LA SANGRE DE CRISTO

“… y la sangre de Jesucristo su Hijo nos limpia de todo pecado” (1 Juan 1:7).

La sangre de Cristo es la más poderosa fuerza en el universo; es divina por ser la sangre de Dios. Es eterno, porque Él es el Cordero de Dios sacrificado antes de la fundación del mundo, fuera del tiempo, eternamente crucificado (Ap. 13:8).

Es infinito en su alcance, y su eficacia, como Dios es infinito. Si hubiese millones de universos, todos ellos llenos de pecadores, la sangre de Cristo bastaría para perdonar a todos ellos y no se habría gastado en potencial para perdonar. Perdonó al rey más malvado de Israel (2 Crón. 33:13), perdonó al rey pagano más orgulloso del mundo (Daniel 4:37), y habría perdonado hasta Judas, si se hubiese arrepentido. El perdón de pecado es tan fácil. Solo tenemos que confesar nuestro pecado: “La sangre de Jesús nos limpia de todo pecado” (1 Juan 1:7). La Sangre de Jesús es tan infinita que cualquier cosa que nosotros hayamos hecho es pequeña en comparación. Mi pecado es como un grano de arena en comparación con todas las playas del mundo. Es mi orgullo que lo ve tan grande que piensa que no tiene perdón; sobreestimo mi propia importancia y subvaloro la grandeza de la sangre de Cristo. Lo que nos condena no es nuestro pecado, sino nuestra incredulidad. Selah. En la Sangre de Cristo hay amplia provisión para el pecado que fuese. Pero si mentimos y decimos que no hemos pecado, entonces no hay perdón. En la Sangre de Cristo hay amplia provisión para el pecado que fuese. Pero si mentimos y decimos que no hemos pecado, no hay perdón.

Es todopoderoso. Clama a Dios desde la tierra del Calvario donde Cristo fue crucificado y llega a los oídos de Dios en su trono en el cielo de los cielos y le grita: “Padre, perdónalos, porque no saben lo que hacen” (Lu. 23:24).

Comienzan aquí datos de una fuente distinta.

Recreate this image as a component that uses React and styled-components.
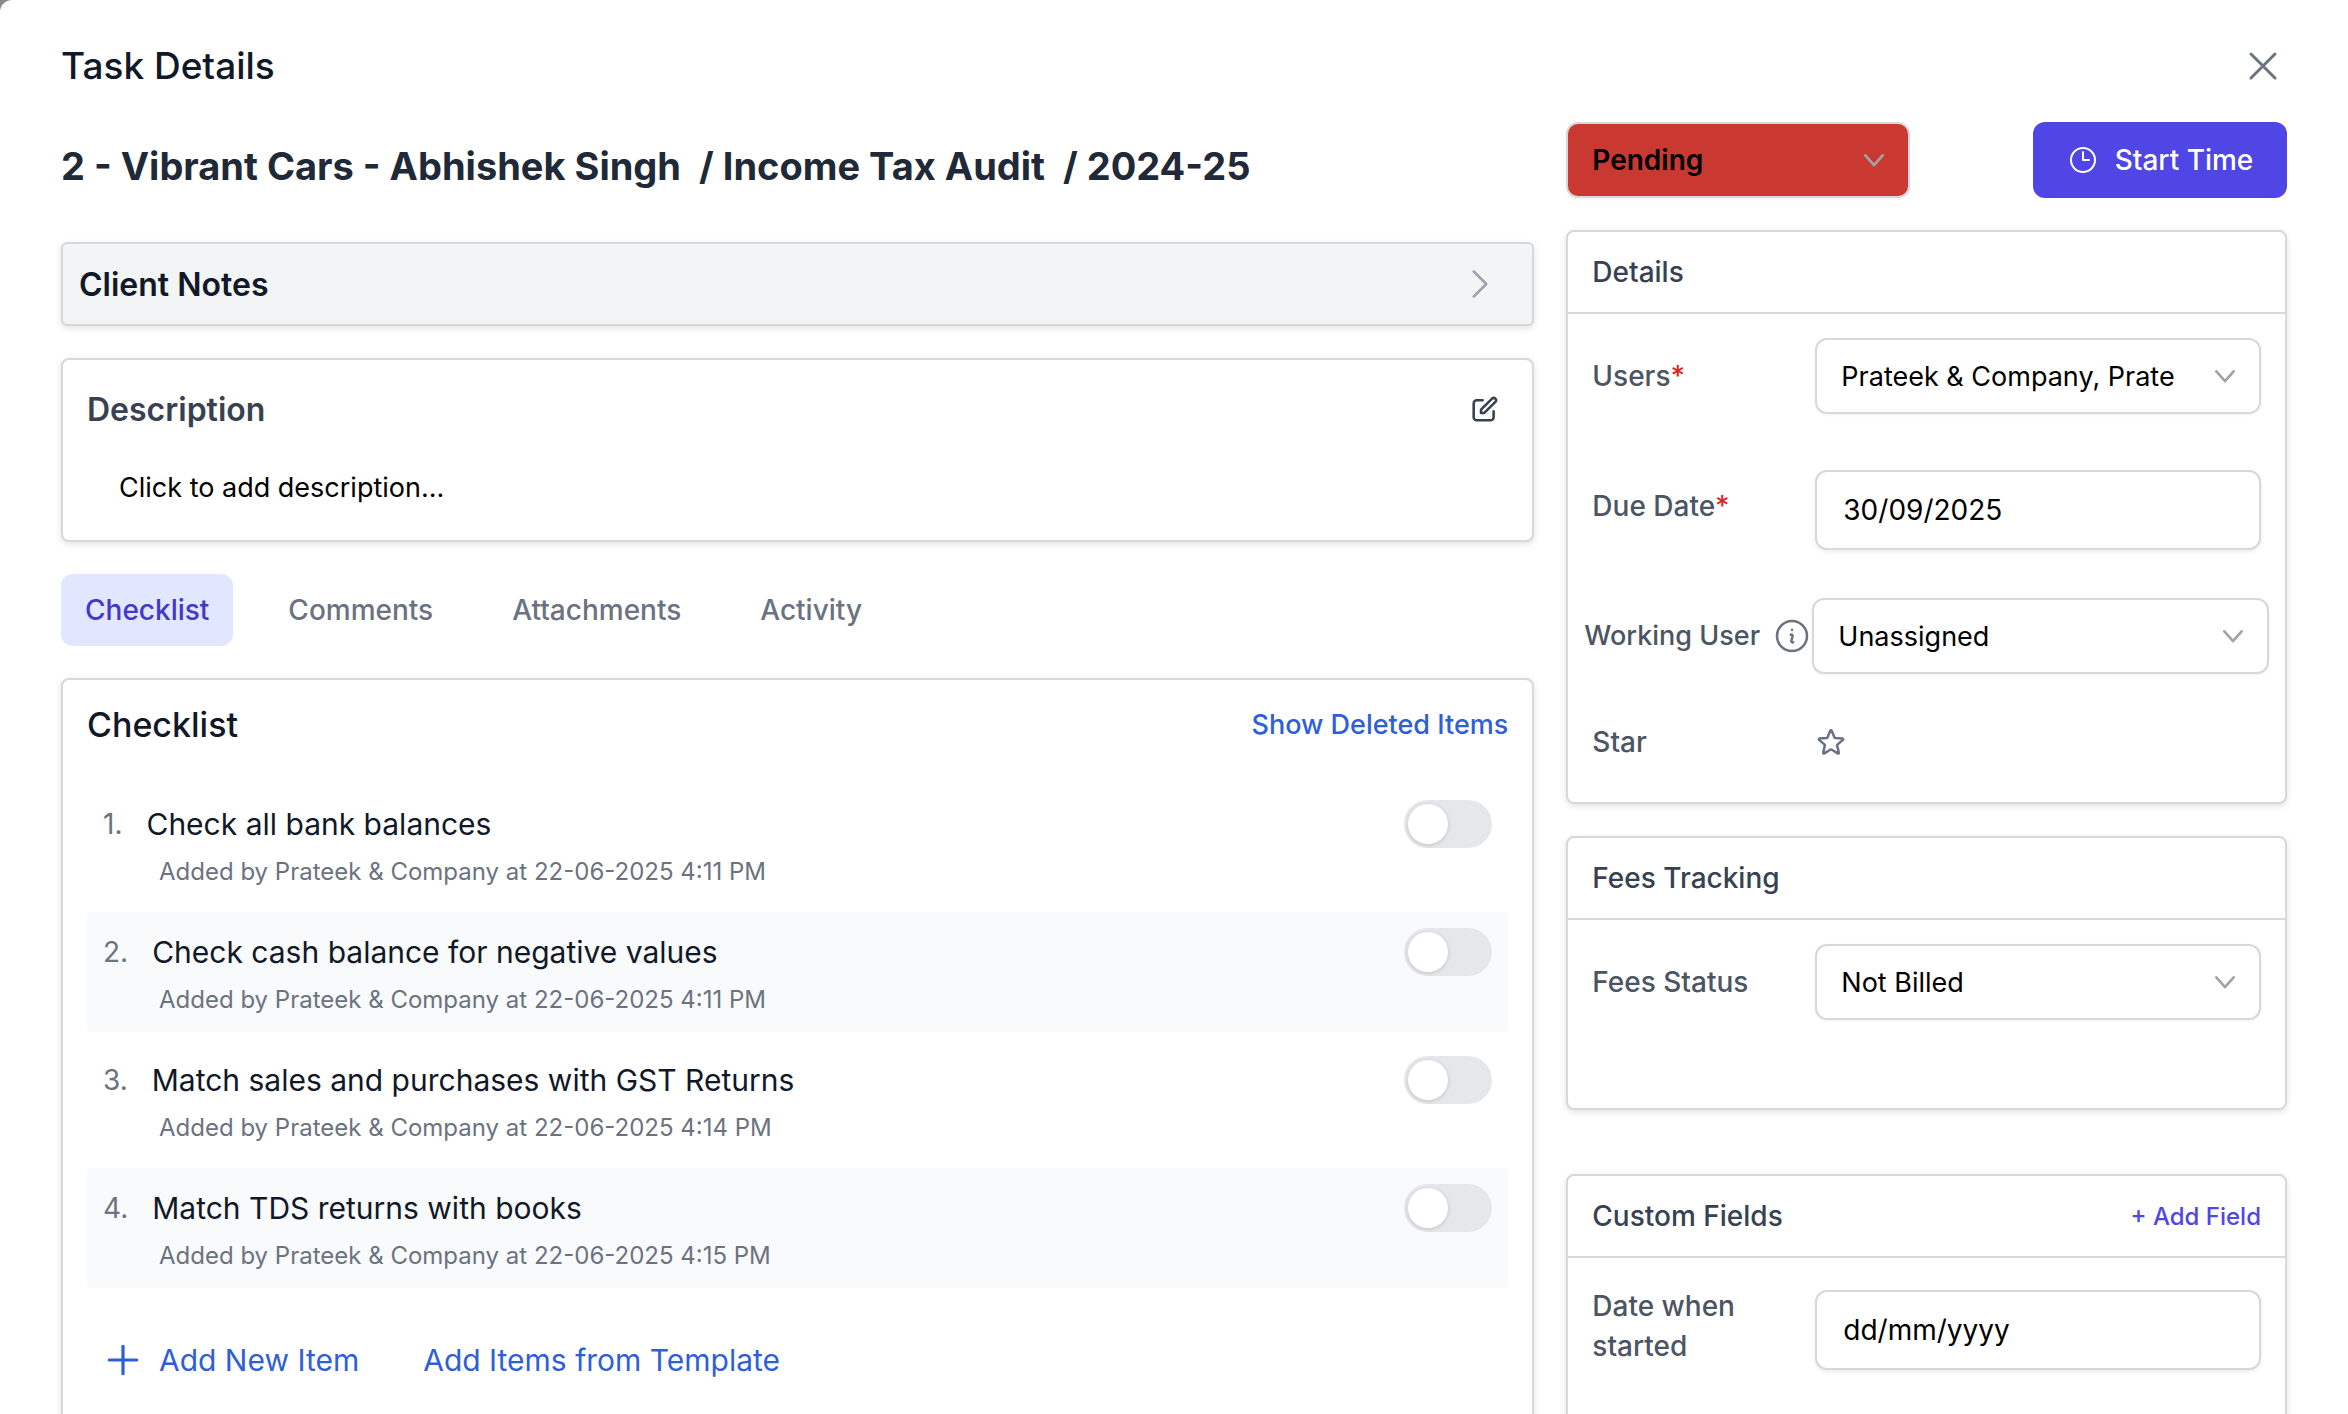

Éstos somos nosotros antes de conocer a Cristo, y son los que aun están sin Él, “que andan en tinieblas y no saben a dónde van, porque las tinieblas ha cegado sus ojos” (2:11), seres humanos errantes, ignorantes de su pecado, y más ignorantes aun de donde su pecado les conduce, al eterno llanto y crujir de dientes, al lago de fuego, a las densas tinieblas de afuera, y a la muerte eterna. Pero si confesasen su pecado tendrían amplio perdón, porque la grandeza del alcance de perdón la sangre cubre su pecado como la profundidad del océano cubre un cadáver muerto que yace en su fondo. Aleja nuestro pecado de nosotros y de la presencia de Dios tan lejos como el occidente es del occidente (Salmo 103:12), que nunca se encontrarán, y Dios nunca encontrará el pecado confesado y cubierto por la sangre de su Hijo.
El perdón de pecado es tan fácil, porque le costó a Dios todo. Solo tenemos que confesar nuestro pecado para conseguirlo: “Si confesamos nuestros pecados, él es fiel y justo para perdonar nuestros pecados, y limpiarnos de toda maldad” (1:9). “La sangre de Jesús nos limpia de todo pecado” (1:7). Al lado de la infinitud de la sangre de Cristo nuestro pecado cobra una dimensión infinitésimamente pequeña, pero lo suficiente grande para condenarnos, porque “Dios es luz, y no hay ningunas tinieblas en él” (1:5). En su santo monte hay santidad absoluta y no cabe ni el pecado más pequeño. Es una locura condenarnos cuando hay infinito perdón a nuestra disposición en la sangre de Cristo, más que suficiente para perdonar esta persona finita e insignificante que soy yo, pero infinitamente valorada en los ojos del Aquel que dio a su Hijo para perdonarme. El valor de la sangre es su estimación de mi valor y la medida de su amor.